-- Begin COLLECTED MATERIAL --

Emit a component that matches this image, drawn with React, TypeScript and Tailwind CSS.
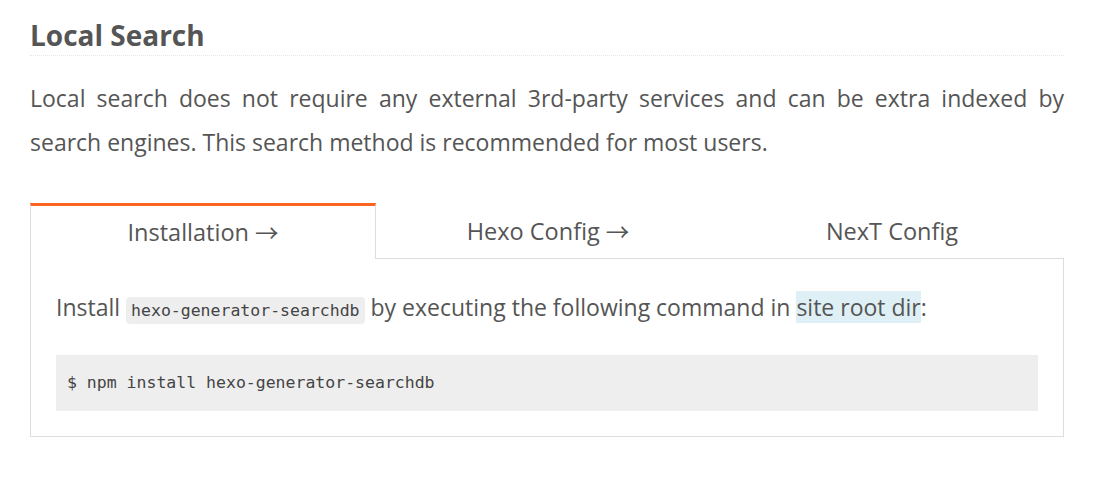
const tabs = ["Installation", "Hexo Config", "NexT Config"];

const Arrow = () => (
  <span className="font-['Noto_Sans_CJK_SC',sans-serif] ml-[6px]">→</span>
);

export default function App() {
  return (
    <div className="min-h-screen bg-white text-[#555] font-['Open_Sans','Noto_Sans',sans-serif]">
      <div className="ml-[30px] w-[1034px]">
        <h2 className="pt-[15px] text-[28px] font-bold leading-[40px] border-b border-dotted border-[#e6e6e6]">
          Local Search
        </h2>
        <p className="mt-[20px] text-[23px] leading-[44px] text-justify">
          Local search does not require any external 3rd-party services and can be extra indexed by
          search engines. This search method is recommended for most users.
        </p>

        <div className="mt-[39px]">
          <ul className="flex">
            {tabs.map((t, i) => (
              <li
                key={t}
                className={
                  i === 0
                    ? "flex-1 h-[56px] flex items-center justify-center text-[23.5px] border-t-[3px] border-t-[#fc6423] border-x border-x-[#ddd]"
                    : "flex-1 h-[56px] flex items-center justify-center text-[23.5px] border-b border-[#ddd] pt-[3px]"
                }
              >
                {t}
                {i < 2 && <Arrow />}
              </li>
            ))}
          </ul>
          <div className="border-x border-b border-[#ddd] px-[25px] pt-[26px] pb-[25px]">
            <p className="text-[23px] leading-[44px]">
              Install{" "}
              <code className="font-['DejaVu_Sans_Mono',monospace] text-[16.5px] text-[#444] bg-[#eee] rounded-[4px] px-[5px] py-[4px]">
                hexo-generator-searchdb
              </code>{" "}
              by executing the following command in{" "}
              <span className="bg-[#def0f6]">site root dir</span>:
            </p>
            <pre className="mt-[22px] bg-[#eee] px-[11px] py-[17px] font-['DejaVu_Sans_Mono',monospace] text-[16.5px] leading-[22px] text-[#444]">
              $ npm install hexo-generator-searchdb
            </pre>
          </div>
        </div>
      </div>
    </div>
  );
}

-- End COLLECTED MATERIAL --

[REQUIREMENTS]:
Copy the listing in full and without alteration, omitting every picture.

[RESULT FOR THIS TASK]:
Emit a component that matches this image, drawn with React, TypeScript and Tailwind CSS.
const tabs = ["Installation", "Hexo Config", "NexT Config"];

const Arrow = () => (
  <span className="font-['Noto_Sans_CJK_SC',sans-serif] ml-[6px]">→</span>
);

export default function App() {
  return (
    <div className="min-h-screen bg-white text-[#555] font-['Open_Sans','Noto_Sans',sans-serif]">
      <div className="ml-[30px] w-[1034px]">
        <h2 className="pt-[15px] text-[28px] font-bold leading-[40px] border-b border-dotted border-[#e6e6e6]">
          Local Search
        </h2>
        <p className="mt-[20px] text-[23px] leading-[44px] text-justify">
          Local search does not require any external 3rd-party services and can be extra indexed by
          search engines. This search method is recommended for most users.
        </p>

        <div className="mt-[39px]">
          <ul className="flex">
            {tabs.map((t, i) => (
              <li
                key={t}
                className={
                  i === 0
                    ? "flex-1 h-[56px] flex items-center justify-center text-[23.5px] border-t-[3px] border-t-[#fc6423] border-x border-x-[#ddd]"
                    : "flex-1 h-[56px] flex items-center justify-center text-[23.5px] border-b border-[#ddd] pt-[3px]"
                }
              >
                {t}
                {i < 2 && <Arrow />}
              </li>
            ))}
          </ul>
          <div className="border-x border-b border-[#ddd] px-[25px] pt-[26px] pb-[25px]">
            <p className="text-[23px] leading-[44px]">
              Install{" "}
              <code className="font-['DejaVu_Sans_Mono',monospace] text-[16.5px] text-[#444] bg-[#eee] rounded-[4px] px-[5px] py-[4px]">
                hexo-generator-searchdb
              </code>{" "}
              by executing the following command in{" "}
              <span className="bg-[#def0f6]">site root dir</span>:
            </p>
            <pre className="mt-[22px] bg-[#eee] px-[11px] py-[17px] font-['DejaVu_Sans_Mono',monospace] text-[16.5px] leading-[22px] text-[#444]">
              $ npm install hexo-generator-searchdb
            </pre>
          </div>
        </div>
      </div>
    </div>
  );
}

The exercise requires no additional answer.